Dangerous Cleaning Chemicals
It takes more than simply wiping up spills and picking up loose objects on floors to ensure safety for visitors. If unsafe cleaning practices exist, they may trigger slip and fall accidents. Dangerous cleaning chemicals could create hazards that could lead to injuries suffered by customers and other visitors.
Dangerous cleaning chemicals could become caustic and affect footing. They might emit odors that overpower customers. A worker might improperly mix the cleaning chemicals and cause a dangerous chemical reaction. A chemical reaction could endanger workers and visitors.
Even something like overly polishing a tile floor might make it especially slippery and cause customers to slip and fall while shopping in retail stores. Dangerous chemicals might cause allergic reactions, dangerous floor conditions, or other perils that could lead to bodily injuries.
Failure to Warn
When a dangerous condition exists and is known, or should have been known, by the people who are in charge of maintaining a reasonably safe environment, licensees and invitees must be made aware of it. Without adequate warning of a dangerous condition, a slip and fall accident might injure a customer or other visitor on the property.
Failure to warn is a serious violation of the duty of care that people have when they own or otherwise control a property. If a known danger exists, such as a spill on a floor, the duty of care requires the people in charge of the property to warn others.
That could be done simply by placing a caution sign or cone next to the spill. Doing so would satisfy the duty to warn others of the dangerous condition while working to correct it.
Standardized cleaning schedules and procedures could help to prevent injury accidents from a grocery store fall or another mishap. When workers regularly seek out and correct situations that might cause slips, trips, falls, or other accidents, that demonstrates a commitment to maintaining reasonably safe premises.
For example, a retail store or other place of business should regularly check for and correct dangerous conditions in aisles, checkouts, and other places. If a spill is located, a worker could place a caution sign next to the spill while getting a mop or towel to clean it.
If someone were to enter into the dangerous area while one or more workers are in the process of correcting the situation, the premises liability is reduced. And if a store could show it abides by regular cleaning schedules, even an unknown condition does not necessarily trigger liability for injuries or damages.
Incorrect Cleaning Procedures
It is best to maintain regular cleaning schedules to protect against a mall slip and fall or another injury accident.
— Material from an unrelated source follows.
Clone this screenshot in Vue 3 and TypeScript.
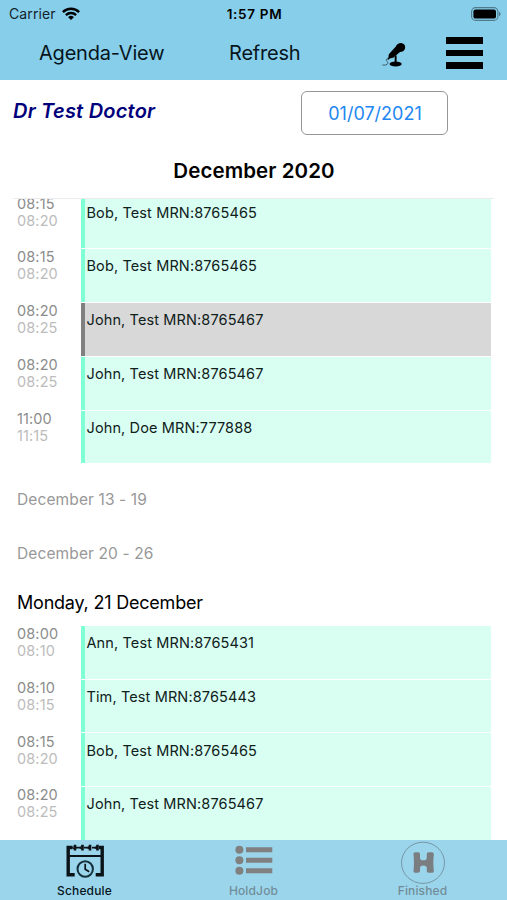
<script setup lang="ts">
interface Appointment {
  start: string
  end: string
  label: string
  held?: boolean
}

const earlier: Appointment[] = [
  { start: '08:15', end: '08:20', label: 'Bob, Test MRN:8765465' },
  { start: '08:15', end: '08:20', label: 'Bob, Test MRN:8765465' },
  { start: '08:20', end: '08:25', label: 'John, Test MRN:8765467', held: true },
  { start: '08:20', end: '08:25', label: 'John, Test MRN:8765467' },
  { start: '11:00', end: '11:15', label: 'John, Doe MRN:777888' },
]

const monday: Appointment[] = [
  { start: '08:00', end: '08:10', label: 'Ann, Test MRN:8765431' },
  { start: '08:10', end: '08:15', label: 'Tim, Test MRN:8765443' },
  { start: '08:15', end: '08:20', label: 'Bob, Test MRN:8765465' },
  { start: '08:20', end: '08:25', label: 'John, Test MRN:8765467' },
]

const emptyWeeks: string[] = ['December 13 - 19', 'December 20 - 26']
</script>

<template>
  <div class="screen">
    <header class="top">
      <div class="status">
        <div class="carrier">
          <span>Carrier</span>
          <svg class="wifi" viewBox="0 0 18 13" aria-hidden="true">
            <g fill="none" stroke="#000" stroke-width="2.4">
              <path d="M0.9 5.1a11.5 11.5 0 0 1 16.2 0" />
              <path d="M3.9 8.1a7.2 7.2 0 0 1 10.2 0" />
            </g>
            <path d="M9 13 6.1 10.2a4.1 4.1 0 0 1 5.8 0z" />
          </svg>
        </div>
        <span class="clock">1:57 PM</span>
        <svg class="battery" viewBox="0 0 30 14" aria-hidden="true">
          <rect x="0.6" y="0.6" width="26.3" height="12.8" rx="4" fill="none" stroke="#4f7b8d" stroke-width="1.1" />
          <rect x="2.4" y="2.4" width="22.6" height="9.2" rx="2.2" />
          <path d="M28 4.8c2.1.7 2.1 3.7 0 4.4z" fill="#4f7b8d" />
        </svg>
      </div>
      <nav class="toolbar">
        <button class="agenda">Agenda-View</button>
        <button class="refresh">Refresh</button>
        <button class="mic" aria-label="Dictate">
          <svg viewBox="0 0 25 26" aria-hidden="true">
            <path d="M14.200 4.800C15.600 2 18 .8 20.600 1.200c2.900.5 4.300 3.400 3.200 6-.8 1.900-2.400 3-5 3.300l-7.200 6-3.600.7-1.600 1.500-.9-1 1.200-1.400.4-3.600z" />
            <path d="M13.200 14h2v7.500h-2z" />
            <ellipse cx="14.200" cy="22.900" rx="6.300" ry="2.700" />
            <path d="M6 16.700c-3.800 2.800.9 3.400 0 5.700-.7 1.700-2.700 1.700-5.500 1.600" fill="none" stroke="#2b4855" stroke-width=".9" />
          </svg>
        </button>
        <button class="menu" aria-label="Menu"><i></i><i></i><i></i></button>
      </nav>
    </header>

    <section class="doctor">
      <h1>Dr Test Doctor</h1>
      <button class="date">01/07/2021</button>
    </section>

    <h2 class="month">December 2020</h2>

    <main class="agenda-list">
      <div class="events clipped">
        <div v-for="(a, i) in earlier" :key="i" class="row">
          <div class="times"><span>{{ a.start }}</span><span class="end">{{ a.end }}</span></div>
          <div class="event" :class="{ held: a.held }">{{ a.label }}</div>
        </div>
      </div>
      <p v-for="w in emptyWeeks" :key="w" class="week">{{ w }}</p>
      <h3 class="day">Monday, 21 December</h3>
      <div class="events">
        <div v-for="(a, i) in monday" :key="i" class="row">
          <div class="times"><span>{{ a.start }}</span><span class="end">{{ a.end }}</span></div>
          <div class="event" :class="{ held: a.held }">{{ a.label }}</div>
        </div>
      </div>
    </main>

    <footer class="tabs">
      <button class="tab active">
        <svg class="icon" viewBox="0 0 44 44" aria-hidden="true">
          <g fill="none" stroke="#0a1317">
            <path d="M9.5 7.5H5.2v27.2h6.5M36 7.5h3.2v27.2h-6.5" stroke-width="3.4" />
            <path d="M5 16h34" stroke-width="2" />
            <path d="M13 7.6h5M21 7.6h5M29 7.6h5" stroke-width="1.8" />
            <path d="M12 4.8v5.8M19.5 4.8v5.8M27 4.8v5.8M34.5 4.8v5.8" stroke-width="2.6" />
            <path d="m9 7.7 3-1.5v3zM16.3 7.7l3-1.5v3zM24 7.7l3-1.5v3zM31.3 7.7l3-1.5v3z" stroke-width="1" />
            <circle cx="22.2" cy="29" r="7.7" stroke="#14303d" stroke-width="2" />
            <path d="M22.2 23.8v5.4l4 2.5" stroke-width="1.7" />
          </g>
        </svg>
        <span>Schedule</span>
      </button>
      <button class="tab">
        <svg class="icon" viewBox="0 0 44 44" fill="#808080" aria-hidden="true">
          <circle cx="7.4" cy="9.700" r="4" /><circle cx="7.4" cy="20.200" r="4" /><circle cx="7.4" cy="30.700" r="4" />
          <path d="M14 7.200h26.300v5H14zM14 17.700h26.300v5H14zM14 28.200h26.300v5H14z" />
        </svg>
        <span>HoldJob</span>
      </button>
      <button class="tab">
        <svg class="icon finished" viewBox="0 0 44 44" aria-hidden="true">
          <ellipse cx="22" cy="22.800" rx="21.500" ry="20.600" fill="none" stroke="#7597a5" />
          <path d="M14.500 12.200h2.500c1.500 0 2 .7 2 2v3.500c0 1.700 1 2.600 3.300 2.600s3.500-.9 3.500-2.600v-3.500c0-1.300.6-2 2-2h3c1.500 0 2.100.9 2 2.300-.6 5.400-.6 10.800 0 16 .2 1.500-.5 2.300-2 2.300h-3c-1.500 0-2-.7-2-2v-2.500c0-2-1.200-2.800-3.500-2.800S19 26.300 19 28.300v2.500c0 1.300-.7 2-2 2h-2.500c-1.500 0-2.100-.8-2-2.300.6-5.200.6-10.600 0-16-.1-1.400.5-2.300 2-2.300z" fill="#7b7e80" />
        </svg>
        <span>Finished</span>
      </button>
    </footer>
  </div>
</template>

<style>
body {
  margin: 0;
  background: #fff;
}
</style>

<style scoped>
.screen {
  display: flex;
  flex-direction: column;
  height: 900px;
  overflow: hidden;
  background: #fff;
  color: #000;
  font-family: Inter, 'Liberation Sans', sans-serif;
  white-space: nowrap;
}
button {
  padding: 0;
  border: 0;
  background: none;
  color: inherit;
  font: inherit;
}
h1, h2, h3, p {
  margin: 0;
}
.top {
  flex: none;
  height: 79.5px;
  background: #87ceeb;
}
.status {
  display: grid;
  grid-template-columns: 1fr auto 1fr;
  align-items: center;
  height: 27px;
  padding: 0 6px 0 9px;
  font-size: 14px;
}
.carrier {
  display: flex;
  align-items: center;
  gap: 6px;
  color: #12242c;
  letter-spacing: 0.1px;
}
.wifi {
  width: 18px;
  height: 13px;
}
.clock {
  padding-right: 1px;
  font-size: 13.5px;
  font-weight: 600;
  letter-spacing: 0.7px;
}
.battery {
  justify-self: end;
  width: 30px;
  height: 14px;
}
.toolbar {
  display: flex;
  align-items: center;
  height: 52px;
  padding-left: 39px;
  color: #06151c;
  font-size: 20px;
}
.agenda,
.refresh {
  letter-spacing: -0.200px;
  text-align: left;
}
.agenda {
  width: 190px;
}
.refresh {
  width: 153px;
}
.mic,
.mic svg {
  display: block;
  width: 24px;
  height: 25px;
}
.mic {
  padding-top: 1px;
}
.menu {
  display: flex;
  flex-direction: column;
  gap: 6px;
  margin-left: 40px;
}
.menu i {
  width: 37px;
  height: 6.500px;
  background: #000;
}
.doctor {
  display: flex;
  flex: none;
  justify-content: space-between;
  height: 68px;
  padding: 11.5px 59px 0 13px;
  box-sizing: border-box;
}
.doctor h1 {
  padding-top: 7.500px;
  color: #00007b;
  font-size: 20px;
  font-style: italic;
  font-weight: 600;
  letter-spacing: 0.220px;
  line-height: 24px;
}
.date {
  box-sizing: border-box;
  width: 147px;
  height: 43.5px;
  padding: 1px 0 0 1px;
  border: 1.5px solid #969696;
  border-radius: 6px;
  color: #2287f0;
  font-size: 18px;
}
.month {
  flex: none;
  height: 50px;
  padding-left: 1px;
  font-size: 20.500px;
  font-weight: 600;
  letter-spacing: 0.080px;
  line-height: 45px;
  text-align: center;
}
.agenda-list {
  flex: 1;
  min-height: 0;
  overflow: hidden;
  margin: 0 13px;
  border-top: 1px solid #ececec;
}
.events {
  padding: 0 3px 0 4px;
}
.clipped {
  margin-top: -3px;
}
.row {
  display: flex;
  height: 53.75px;
}
.times {
  display: flex;
  flex-direction: column;
  width: 63.500px;
  margin-top: -0.800px;
  color: #8c8c8c;
  font-size: 14.5px;
  letter-spacing: 0.120px;
  line-height: 17px;
}
.times .end {
  color: #bcbcbc;
}
.event {
  flex: 1;
  box-sizing: border-box;
  height: 52.75px;
  padding: 8.200px 0 0 2px;
  border-left: 4px solid #7fffd4;
  background: #d8fff2;
  color: #10201b;
  font-size: 14.5px;
  letter-spacing: 0.120px;
  line-height: 18px;
}
.event.held {
  border-left-color: #808080;
  background: #d8d8d8;
}
.week {
  height: 53.75px;
  padding-left: 4px;
  color: #989898;
  font-size: 15.5px;
  letter-spacing: 0.120px;
  line-height: 72px;
}
.day {
  height: 54.100px;
  padding-left: 4px;
  font-size: 18px;
  font-weight: 400;
  letter-spacing: -0.210px;
  line-height: 61px;
}
.tabs {
  display: grid;
  flex: none;
  grid-template-columns: repeat(3, 1fr);
  height: 60px;
  background: #9bd5ec;
}
.tab {
  display: flex;
  flex-direction: column;
  align-items: center;
  color: #718d98;
  font-size: 12px;
  font-weight: 500;
  letter-spacing: 0.150px;
  line-height: 14px;
}
.tab.active {
  color: #07151c;
}
.icon {
  display: block;
  width: 44px;
  height: 44px;
}
</style>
But if a worker uses incorrect cleaning procedures, that could trigger premises liability for an injury.
Employers must regularly train workers in correct cleaning procedures. Employers also need to provide workers with the tools and materials needed to properly address dangerous conditions, like a spill on the floor.
Neglecting to Clean Up a Spill
Spills are frequent hazards at bars, restaurants, and grocery stores. Property owners are required to promptly clean up spills when they are aware of them. If they neglect to do so and someone gets hurt, the owner or controller can be held liable. A slip and fall case timeline likely would demonstrate the time that a spill occurred versus the time when the injury accident happened.
Determining Fault for Slip and Fall Accidents
Determining liability for a fall accident can be difficult because multiple parties may have been partially responsible for causing the hazardous condition. The location and time of the accident are generally simple to prove. But proving premises liability could be more complicated – especially if the property owner uses contracted cleaning or maintenance companies to address dangerous conditions.
A party that could be held liable for damages might try to deny that a hazard existed, place blame on the injured victim, or minimize the extent of the victim’s injuries. When liability claims are contested, it pays to find the best slip and fall attorney in Chicago to help hold liable parties accountable for damages. A slip and fall lawyer at Ankin Law can help gather evidence to prove the elements of your personal injury claim or lawsuit.
One of the most frequently used defenses against premises liability is comparative negligence. Comparative negligence refers to the liability that the person suffering the injury might share for causing an injury accident. If you ignore a caution sign and step into the middle of a spill, your comparative negligence might eliminate any premises liability claims.
Comparative negligence determines levels of fault between the people in charge of a property and the person who suffers injuries or other damages due to an accident. If you are injured but have comparative liability, any settlement could be reduced by your level of comparable liability. If you are 40 percent at fault, for example, a settlement amount would be reduced by that same percentage.